Education Minister Peter Fassbender released the following statement Monday:

“On August 27th, I called Mr. Iker and Mr. Cameron to a meeting in my office to discuss a way forward and settle this dispute. In what I thought was a reasonable proposal, I asked the BCPSEA to lift any lockout provisions and the BCTF to suspend their strike activities so school could start on time and students and teachers could be back in classrooms.  

“I asked Mr. Iker to put the idea of suspending the strike to the BCTF membership so that we could get into serious discussions about wages and benefits and bring the BCTF into the affordability zone and then into meaningful mediation with Mr. Ready and find a negotiated settlement.   

“But the BCTF is still asking for nearly twice as much as what other public-sector unions have settled for and they are still demanding a $5,000 signing bonus. That’s not affordable and it’s not fair to other unionized employees.

“Then, last week the BCTF, via a press conference, called for binding arbitration. They gave the BCPSEA’s chief negotiator Peter Cameron five minutes’ notice before making this announcement at their press conference. 

“On Saturday, Mr. Cameron sent me a very clear letter which I followed up with a statement, that binding arbitration is not in the cards in this dispute, period. When the NDP government settled with the doctors through binding arbitration, it had a huge impact on the budget of the province and on all of us as taxpayers.

“If Mr. Iker is serious about wanting to get a settlement, then I am asking him to do what I asked him to do a week and a half ago. Ask the BCTF members this Wednesday for the ability for the executive to suspend strike action. That’s my challenge to Mr. Iker.”

Government rejects binding arbitration call by BCTF

Minister of Education Peter Fassbender has issued the following statement: 

“This afternoon, Peter Cameron, lead negotiator for the British Columbia Public School Employers Association, advised me to reject yesterday’s call from the BCTF to enter binding arbitration.

“I agreed.

“After due diligence and further investigation, it became very clear that it was another empty effort to give parents and teachers a false hope that there is a simple way to resolve the dispute.

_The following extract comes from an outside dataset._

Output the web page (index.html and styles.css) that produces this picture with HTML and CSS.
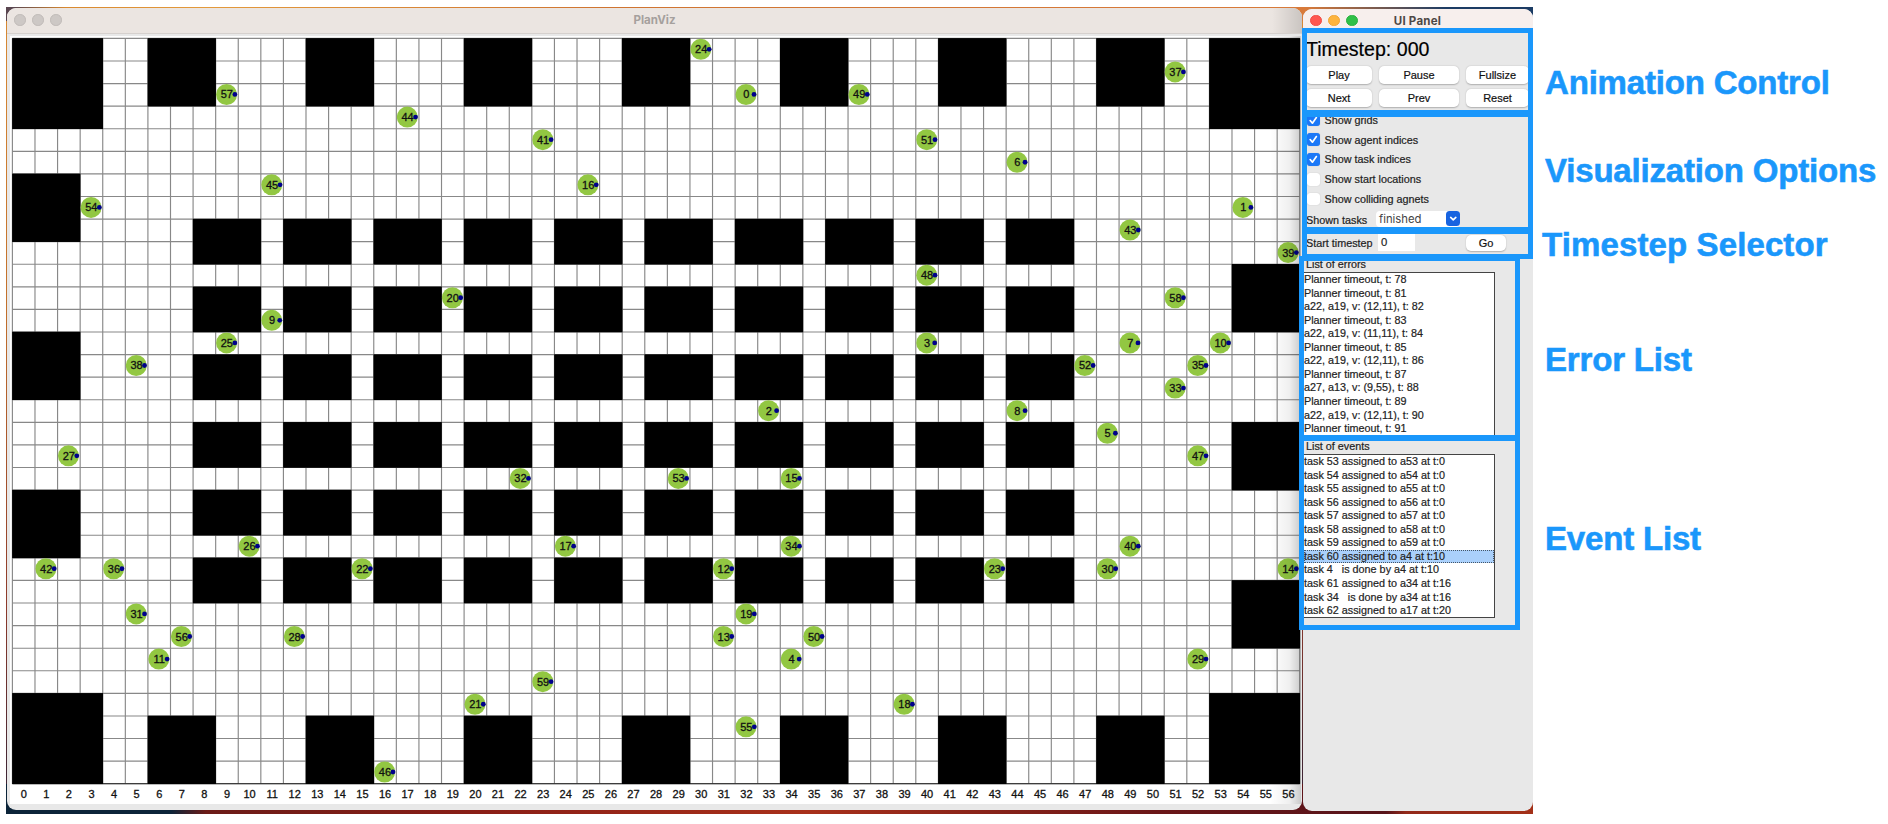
FILE: index.html
```html
<!DOCTYPE html>
<html lang="en">
<head>
<meta charset="utf-8">
<title>PlanViz</title>
<link rel="stylesheet" href="styles.css">
</head>
<body>
<main class="page">
  <div class="desktop">
    <section class="window viewer">
      <header class="titlebar inactive">
        <span class="lights"><i></i><i></i><i></i></span>
        <h1 class="title">PlanViz</h1>
      </header>
      <div class="canvas-frame">
        <svg class="map" id="map" width="1291" height="768" viewBox="10 36 1291 768"></svg>
      </div>
    </section>
    <section class="window panel">
      <header class="titlebar">
        <span class="lights"><i class="red"></i><i class="yellow"></i><i class="green"></i></span>
        <h2 class="title">UI Panel</h2>
      </header>
      <div class="timestep">Timestep: 000</div>
      <div class="buttons">
        <button>Play</button><button>Pause</button><button>Fullsize</button>
        <button>Next</button><button>Prev</button><button>Reset</button>
      </div>
      <div class="options">
        <div class="option"><span class="box on"><svg viewBox="0 0 12 12"><path d="M3 6.3 5.2 8.8 9 3.4"/></svg></span>Show grids</div>
        <div class="option"><span class="box on"><svg viewBox="0 0 12 12"><path d="M3 6.3 5.2 8.8 9 3.4"/></svg></span>Show agent indices</div>
        <div class="option"><span class="box on"><svg viewBox="0 0 12 12"><path d="M3 6.3 5.2 8.8 9 3.4"/></svg></span>Show task indices</div>
        <div class="option"><span class="box"></span>Show start locations</div>
        <div class="option"><span class="box"></span>Show colliding agnets</div>
      </div>
      <div class="field tasks">
        <span class="field-name">Shown tasks</span>
        <span class="combo">finished<span class="arrow"><svg viewBox="0 0 14 14"><path d="M4.5 6 7 8.4 9.5 6"/></svg></span></span>
      </div>
      <div class="field start">
        <span class="field-name">Start timestep</span>
        <span class="entry">0</span>
        <button class="go">Go</button>
      </div>
      <h3 class="list-title">List of errors</h3>
      <ul class="list errors">
        <li>Planner timeout, t: 78</li>
        <li>Planner timeout, t: 81</li>
        <li>a22, a19, v: (12,11), t: 82</li>
        <li>Planner timeout, t: 83</li>
        <li>a22, a19, v: (11,11), t: 84</li>
        <li>Planner timeout, t: 85</li>
        <li>a22, a19, v: (12,11), t: 86</li>
        <li>Planner timeout, t: 87</li>
        <li>a27, a13, v: (9,55), t: 88</li>
        <li>Planner timeout, t: 89</li>
        <li>a22, a19, v: (12,11), t: 90</li>
        <li>Planner timeout, t: 91</li>
      </ul>
      <h3 class="list-title">List of events</h3>
      <ul class="list events">
        <li>task 53 assigned to a53 at t:0</li>
        <li>task 54 assigned to a54 at t:0</li>
        <li>task 55 assigned to a55 at t:0</li>
        <li>task 56 assigned to a56 at t:0</li>
        <li>task 57 assigned to a57 at t:0</li>
        <li>task 58 assigned to a58 at t:0</li>
        <li>task 59 assigned to a59 at t:0</li>
        <li class="selected">task 60 assigned to a4 at t:10</li>
        <li>task 4   is done by a4 at t:10</li>
        <li>task 61 assigned to a34 at t:16</li>
        <li>task 34   is done by a34 at t:16</li>
        <li>task 62 assigned to a17 at t:20</li>
      </ul>
    </section>
  </div>
  <aside class="labels">
    <p class="label animation">Animation Control</p>
    <p class="label visualization">Visualization Options</p>
    <p class="label selector">Timestep Selector</p>
    <p class="label error">Error List</p>
    <p class="label event">Event List</p>
  </aside>
  <div class="mark mark-animation"></div>
  <div class="mark mark-options"></div>
  <div class="mark mark-selector"></div>
  <div class="mark mark-errors"></div>
  <div class="mark mark-events"></div>
</main>
<script src="map.js"></script>
</body>
</html>
```
FILE: styles.css
```css
* { box-sizing: border-box; }
body { margin: 0; background: #fff; font-family: "Liberation Sans", Arial, sans-serif; }
h1, h2, h3, p, ul { margin: 0; padding: 0; font-weight: normal; }
.page { position: relative; width: 1888px; height: 824px; overflow: hidden; display: flex; align-items: flex-start; }

.desktop {
  display: flex; align-items: flex-start; gap: 1px;
  width: 1527px; height: 807px; margin: 7px 0 0 6px; padding: 1px 0 0 1px; flex: none;
  background:
    linear-gradient(90deg, #0c2439 0, #0c2439 165px, #6b1b17 200px, #8a1e16 480px, #a8301a 800px, #6a1618 1150px, #57141a 1380px, #92291a 1400px, #a33018 1527px) bottom / 100% 30px no-repeat,
    linear-gradient(90deg, #5a4650 0, #5a4650 8px, #d9892f 60px, #e39a3c 200px, #cf7431 600px, #d87a3a 1300px, #1c3c64 1440px, #1c3c64 1527px) top / 100% 14px no-repeat,
    linear-gradient(#d88a34 0, #c2702c 300px, #8c3a2c 600px, #3b2434 780px);
}
.window { display: flex; flex-direction: column; overflow: hidden; background: #e8e8e8; border-radius: 9px; flex: none; }
.titlebar { display: flex; align-items: center; flex: none; background: #f7efed; }
.lights { display: flex; gap: 6.5px; width: 60px; }
.lights i { width: 11.5px; height: 11.5px; border-radius: 50%; background: #cdc8c5; border: 1px solid #bfbab7; }
.lights .red { background: #ff5750; border-color: #f04c45; }
.lights .yellow { background: #fdb43e; border-color: #efa536; }
.lights .green { background: #2fc048; border-color: #2bb041; }
.title { flex: 1; text-align: center; font-family: Inter, sans-serif; font-weight: 700; font-size: 11.5px; color: #4d4846; }

.viewer { width: 1295px; height: 802px; }
.viewer .titlebar { height: 26px; padding: 0 67px 1px 7px; background: linear-gradient(90deg, transparent 1265px, rgba(0,0,0,.14)), #ebe5e1; border-bottom: 1px solid #d6d1ce; }
.viewer .title { color: #a5a09d; font-size: 11.5px; }
.canvas-frame { padding: 2px 0 0 3px; display: flex; }
.map { display: block; background: #fff; }
.map .grid { stroke: #888; stroke-width: 1.15; }
.map .agent { fill: #92c742; }
.map .heading { fill: #00008b; }
.map text { font-size: 11px; text-anchor: middle; fill: #111; stroke: #111; stroke-width: .3; }

.panel { width: 230px; height: 802px; margin-top: 1px; padding-left: 4px; color: #222; -webkit-text-stroke: .2px currentColor; }
.panel .titlebar { height: 23px; margin-left: -4px; padding: 0 57px 0 7px; -webkit-text-stroke: 0; }
.panel .lights { width: 49px; }
.panel .title { letter-spacing: .25px; }
.timestep { font-size: 19.6px; line-height: 24px; margin: 5px 0 0 -1px; height: 29px; white-space: nowrap; color: #000; }
button { border: 0; padding: 0; background: #fff; border-radius: 5px; box-shadow: 0 .5px 1.5px rgba(0,0,0,.25); font: 11px "Liberation Sans", Arial, sans-serif; color: #111; -webkit-text-stroke: .2px currentColor; }
.buttons { display: grid; grid-template-columns: 66px 80px 63px; grid-auto-rows: 18px; gap: 5px 7px; margin-left: -1px; }
.options { display: flex; flex-direction: column; margin: 3px 0 0 -1px; }
.option { display: flex; align-items: center; gap: 5px; height: 19.8px; padding-left: 1px; font-size: 10.8px; }
.box { width: 12.5px; height: 12.5px; border-radius: 3px; background: #fff; box-shadow: 0 0 1px rgba(0,0,0,.25); }
.box.on { background: #1b78f7; }
.box svg, .arrow svg { display: block; width: 100%; height: 100%; fill: none; stroke: #fff; stroke-width: 1.6; stroke-linecap: round; stroke-linejoin: round; }
.field { display: flex; align-items: center; font-size: 10.8px; margin-left: -1px; }
.field-name { width: 70px; flex: none; white-space: nowrap; }
.tasks { height: 17px; margin-top: 1.5px; }
.tasks .field-name { padding-top: 2px; }
.combo { display: flex; align-items: center; justify-content: space-between; width: 84px; height: 16px; padding-left: 3px; background: #fff; border-radius: 4px; font: 11.3px Inter, sans-serif; color: #444; -webkit-text-stroke: 0; }
.arrow { width: 14.5px; height: 15px; border-radius: 3.5px; background: #1763e0; }
.start { height: 18px; margin-top: 6.5px; }
.entry { width: 37px; height: 17px; line-height: 16px; padding-left: 3px; background: #fff; margin: 0 51px 0 2px; font-size: 11.3px; }
.go { width: 40px; height: 16.5px; }
.list-title { font-size: 10.8px; line-height: 14px; flex: none; margin-left: -1px; }
.start + .list-title { margin-top: 5px; }
.list { width: 192px; margin: 1px 0 0 -4px; background: #fff; border: 1px solid #444; list-style: none; font-size: 10.8px; flex: none; }
.list li { height: 13.57px; line-height: 13.57px; white-space: pre; }
.errors { height: 167px; overflow: hidden; }
.events { height: 164.5px; }
.list .selected { background: #aad0fb; outline: 1px dotted #456; outline-offset: -1px; }

.labels { display: flex; flex-direction: column; padding: 63.6px 0 0 12px; }
.label { font-size: 33px; line-height: 38px; font-weight: 700; color: #1a97fb; white-space: nowrap; letter-spacing: -.18px; -webkit-text-stroke: .6px currentColor; }
.visualization { margin-top: 50px; }
.selector { margin: 36px 0 0 -3px; letter-spacing: .12px; }
.error { margin-top: 77px; }
.event { margin-top: 141px; }

/* Highlight frames lie over the control window. */
.mark { position: absolute; border: 5px solid #1a97fb; }
.mark-animation { left: 1302px; top: 28px; width: 231px; height: 87px; }
.mark-options { left: 1302px; top: 112px; width: 231px; height: 120px; }
.mark-selector { left: 1302px; top: 229px; width: 231px; height: 30px; }
.mark-errors { left: 1299px; top: 256px; width: 221px; height: 184px; }
.mark-events { left: 1299px; top: 436px; width: 221px; height: 194px; }
```
FILE: map.js
```js
const CELL = 22.585, X0 = 12.4, Y0 = 38.4, COLS = 57, ROWS = 33;
const edge = [6, 13, 20, 27, 34, 41, 48];
const blocks = [[0, 0, 4, 4], [53, 0, 4, 4], [0, 29, 4, 4], [53, 29, 4, 4]];
edge.forEach(c => blocks.push([c, 0, 3, 3], [c, 30, 3, 3]));
[6, 13, 20].forEach(r => blocks.push([0, r, 3, 3]));
[10, 17, 24].forEach(r => blocks.push([54, r, 3, 3]));
for (let c = 8; c <= 44; c += 4)
  for (let r = 8; r <= 23; r += 3) blocks.push([c, r, 3, 2]);

// Column and row of each agent, by agent index.
const agents = [
  [32,2],[54,7],[33,16],[40,13],[34,27],[48,17],[44,5],[49,13],[44,16],[11,12],
  [53,13],[6,27],[31,23],[31,26],[56,23],[34,19],[25,6],[24,22],[39,29],[32,25],
  [19,11],[20,29],[15,23],[43,23],[30,0],[9,13],[10,22],[2,18],[12,26],[52,27],
  [48,23],[5,25],[22,19],[51,15],[34,22],[52,14],[4,23],[51,1],[5,14],[56,9],
  [49,22],[23,4],[1,23],[49,8],[17,3],[11,6],[16,32],[52,18],[40,10],[37,2],
  [35,26],[40,4],[47,14],[29,19],[3,7],[32,30],[7,26],[9,2],[51,11],[23,28]
];

const px = c => (X0 + c * CELL).toFixed(2);
const py = r => (Y0 + r * CELL).toFixed(2);
let out = '<defs><linearGradient id="shade"><stop offset="0" stop-color="#000" stop-opacity="0"/><stop offset=".6" stop-color="#000" stop-opacity=".06"/><stop offset="1" stop-color="#000" stop-opacity=".22"/></linearGradient></defs>';
for (let c = 0; c <= COLS; c++) out += `<line class="grid" x1="${px(c)}" y1="${py(0)}" x2="${px(c)}" y2="${py(ROWS)}"/>`;
for (let r = 0; r <= ROWS; r++) out += `<line class="grid" x1="${px(0)}" y1="${py(r)}" x2="${px(COLS)}" y2="${py(r)}"/>`;
out += `<line x1="${px(0)}" y1="${py(ROWS)}" x2="${px(COLS)}" y2="${py(ROWS)}" stroke="#222"/>`;
blocks.forEach(([c, r, w, h]) => {
  out += `<rect x="${px(c) - .3}" y="${py(r) - .3}" width="${w * CELL + .6}" height="${h * CELL + .6}"/>`;
});
agents.forEach(([c, r], i) => {
  const x = X0 + c * CELL + 10.9, y = Y0 + r * CELL + 10.9;
  const dot = i < 10 ? 8 : 8.3;
  out += `<circle class="agent" cx="${x}" cy="${y}" r="10.5"/><text x="${x + .3}" y="${y + 4}">${i}</text><circle class="heading" cx="${x + dot}" cy="${y}" r="2.4"/>`;
});
for (let c = 0; c < COLS; c++) out += `<text x="${X0 + (c + .5) * CELL}" y="798.4">${c}</text>`;
out += '<rect x="1270" y="36" width="32" height="768" fill="url(#shade)"/>';
document.getElementById('map').innerHTML = out;
```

“At a meeting yesterday, the BCTF made it clear that they would insist on several preconditions – preconditions that would effectively tilt the entire process in the BCTF favour. Despite several efforts by Mr. Cameron, and more than a day later, BCPSEA still doesn’t have a written proposal from the BCTF.

“This labour dispute is a serious matter that is disrupting the education of 558,000 students across B.C. Thousands of teachers and their families are suffering real financial hardship with no end in sight.

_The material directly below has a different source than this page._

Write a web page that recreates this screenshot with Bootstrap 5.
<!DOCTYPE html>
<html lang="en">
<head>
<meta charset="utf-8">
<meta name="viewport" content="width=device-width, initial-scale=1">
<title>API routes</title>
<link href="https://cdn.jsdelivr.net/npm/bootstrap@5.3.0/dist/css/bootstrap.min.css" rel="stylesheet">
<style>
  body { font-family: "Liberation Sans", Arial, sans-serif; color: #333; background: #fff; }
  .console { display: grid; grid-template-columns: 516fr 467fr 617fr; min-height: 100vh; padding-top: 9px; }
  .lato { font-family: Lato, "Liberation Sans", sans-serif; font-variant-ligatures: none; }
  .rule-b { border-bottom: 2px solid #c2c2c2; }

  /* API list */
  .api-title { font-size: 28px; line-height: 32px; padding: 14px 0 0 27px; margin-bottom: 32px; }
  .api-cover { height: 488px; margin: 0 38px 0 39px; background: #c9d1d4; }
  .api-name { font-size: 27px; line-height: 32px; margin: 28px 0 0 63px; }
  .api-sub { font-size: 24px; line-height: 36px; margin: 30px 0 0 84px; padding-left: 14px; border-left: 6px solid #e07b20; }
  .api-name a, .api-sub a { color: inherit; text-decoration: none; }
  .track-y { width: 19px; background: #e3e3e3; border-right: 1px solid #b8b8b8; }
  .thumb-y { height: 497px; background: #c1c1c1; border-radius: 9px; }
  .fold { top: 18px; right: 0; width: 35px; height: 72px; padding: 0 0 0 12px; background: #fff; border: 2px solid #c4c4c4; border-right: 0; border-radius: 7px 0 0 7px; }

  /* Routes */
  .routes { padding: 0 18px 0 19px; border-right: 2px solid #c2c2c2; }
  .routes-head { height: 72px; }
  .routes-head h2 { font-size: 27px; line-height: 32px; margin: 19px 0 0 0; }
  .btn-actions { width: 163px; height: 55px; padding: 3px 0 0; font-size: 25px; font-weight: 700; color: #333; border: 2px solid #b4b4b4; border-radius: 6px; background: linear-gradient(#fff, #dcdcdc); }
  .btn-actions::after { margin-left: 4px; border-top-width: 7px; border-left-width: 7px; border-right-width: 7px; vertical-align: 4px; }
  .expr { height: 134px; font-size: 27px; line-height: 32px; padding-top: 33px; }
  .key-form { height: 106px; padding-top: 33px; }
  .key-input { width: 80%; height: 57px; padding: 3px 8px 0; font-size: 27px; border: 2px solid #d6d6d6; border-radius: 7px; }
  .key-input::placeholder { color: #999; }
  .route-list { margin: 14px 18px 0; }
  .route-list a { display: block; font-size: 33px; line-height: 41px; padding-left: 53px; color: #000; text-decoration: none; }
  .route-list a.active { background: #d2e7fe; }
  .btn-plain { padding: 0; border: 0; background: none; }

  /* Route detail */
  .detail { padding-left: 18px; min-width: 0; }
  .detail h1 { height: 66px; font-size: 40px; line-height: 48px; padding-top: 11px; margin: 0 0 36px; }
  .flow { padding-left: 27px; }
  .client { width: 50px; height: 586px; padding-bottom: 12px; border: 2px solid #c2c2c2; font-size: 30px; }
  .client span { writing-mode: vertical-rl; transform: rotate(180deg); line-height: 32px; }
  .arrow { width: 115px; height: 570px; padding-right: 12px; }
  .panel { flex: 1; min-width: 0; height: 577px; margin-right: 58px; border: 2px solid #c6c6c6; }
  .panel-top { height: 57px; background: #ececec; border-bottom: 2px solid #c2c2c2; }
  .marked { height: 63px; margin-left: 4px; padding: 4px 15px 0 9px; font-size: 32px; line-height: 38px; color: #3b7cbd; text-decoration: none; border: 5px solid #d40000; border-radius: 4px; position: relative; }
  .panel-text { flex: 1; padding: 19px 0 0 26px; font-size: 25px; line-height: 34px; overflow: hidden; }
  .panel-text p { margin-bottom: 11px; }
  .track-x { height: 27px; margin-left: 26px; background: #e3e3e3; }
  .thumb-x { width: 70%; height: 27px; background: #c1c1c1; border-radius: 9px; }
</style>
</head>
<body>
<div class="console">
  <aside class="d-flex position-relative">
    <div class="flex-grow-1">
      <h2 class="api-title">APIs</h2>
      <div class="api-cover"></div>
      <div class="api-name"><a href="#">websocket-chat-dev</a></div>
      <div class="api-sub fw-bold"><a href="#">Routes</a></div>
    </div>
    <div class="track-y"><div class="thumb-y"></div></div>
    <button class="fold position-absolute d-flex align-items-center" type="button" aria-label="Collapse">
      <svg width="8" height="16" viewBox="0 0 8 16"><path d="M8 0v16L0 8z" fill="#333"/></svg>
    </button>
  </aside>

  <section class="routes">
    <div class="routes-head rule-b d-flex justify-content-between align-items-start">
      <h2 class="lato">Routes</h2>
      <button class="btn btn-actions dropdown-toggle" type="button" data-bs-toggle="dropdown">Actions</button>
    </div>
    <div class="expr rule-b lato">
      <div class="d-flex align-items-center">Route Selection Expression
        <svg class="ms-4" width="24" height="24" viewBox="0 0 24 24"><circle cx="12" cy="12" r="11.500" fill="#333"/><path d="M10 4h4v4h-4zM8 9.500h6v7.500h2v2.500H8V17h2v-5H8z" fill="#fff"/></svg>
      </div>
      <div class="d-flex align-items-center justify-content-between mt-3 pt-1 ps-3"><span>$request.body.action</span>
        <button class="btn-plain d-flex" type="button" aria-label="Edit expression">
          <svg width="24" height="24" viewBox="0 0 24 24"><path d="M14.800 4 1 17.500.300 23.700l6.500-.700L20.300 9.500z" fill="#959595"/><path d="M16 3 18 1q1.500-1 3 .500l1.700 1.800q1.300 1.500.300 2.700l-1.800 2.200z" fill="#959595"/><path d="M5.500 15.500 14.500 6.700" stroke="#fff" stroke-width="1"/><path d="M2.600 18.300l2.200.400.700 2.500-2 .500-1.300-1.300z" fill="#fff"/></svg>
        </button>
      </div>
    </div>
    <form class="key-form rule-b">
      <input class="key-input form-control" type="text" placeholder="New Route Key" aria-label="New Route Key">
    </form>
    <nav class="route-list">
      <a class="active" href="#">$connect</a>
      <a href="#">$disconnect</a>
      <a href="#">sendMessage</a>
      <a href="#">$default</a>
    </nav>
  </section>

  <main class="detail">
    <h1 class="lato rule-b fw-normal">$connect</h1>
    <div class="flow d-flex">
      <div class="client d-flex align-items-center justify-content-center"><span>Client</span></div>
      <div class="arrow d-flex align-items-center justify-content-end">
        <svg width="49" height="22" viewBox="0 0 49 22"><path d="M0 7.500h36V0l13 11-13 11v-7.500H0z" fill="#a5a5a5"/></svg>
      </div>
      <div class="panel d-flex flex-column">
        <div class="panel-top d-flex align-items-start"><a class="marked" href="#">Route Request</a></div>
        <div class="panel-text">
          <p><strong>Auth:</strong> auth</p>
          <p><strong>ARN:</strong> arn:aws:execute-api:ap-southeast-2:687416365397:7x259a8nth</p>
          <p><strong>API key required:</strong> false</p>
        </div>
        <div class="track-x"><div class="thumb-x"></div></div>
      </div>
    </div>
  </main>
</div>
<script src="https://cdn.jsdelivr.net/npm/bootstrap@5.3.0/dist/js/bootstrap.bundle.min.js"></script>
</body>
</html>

“They deserve better than what they saw yesterday. Mr. Iker and the BCTF leadership have a duty to their members to negotiate an agreement — and that requires them to make hard decisions.

“Instead, the BCTF leadership is trying to avoid having the tough conversation with their members about what is realistic and achievable at the bargaining table.

“They need to get in the affordability zone on wages and benefits so we can get to work on negotiating class size and composition – which both sides agree is the most important issue.

“We are ready to provide teachers with a fair wage increase and we want to negotiate class size and composition.

“This dispute needs to be settled at the bargaining table and I invite them again to lift their pickets while the parties work towards mediating an end to this dispute.”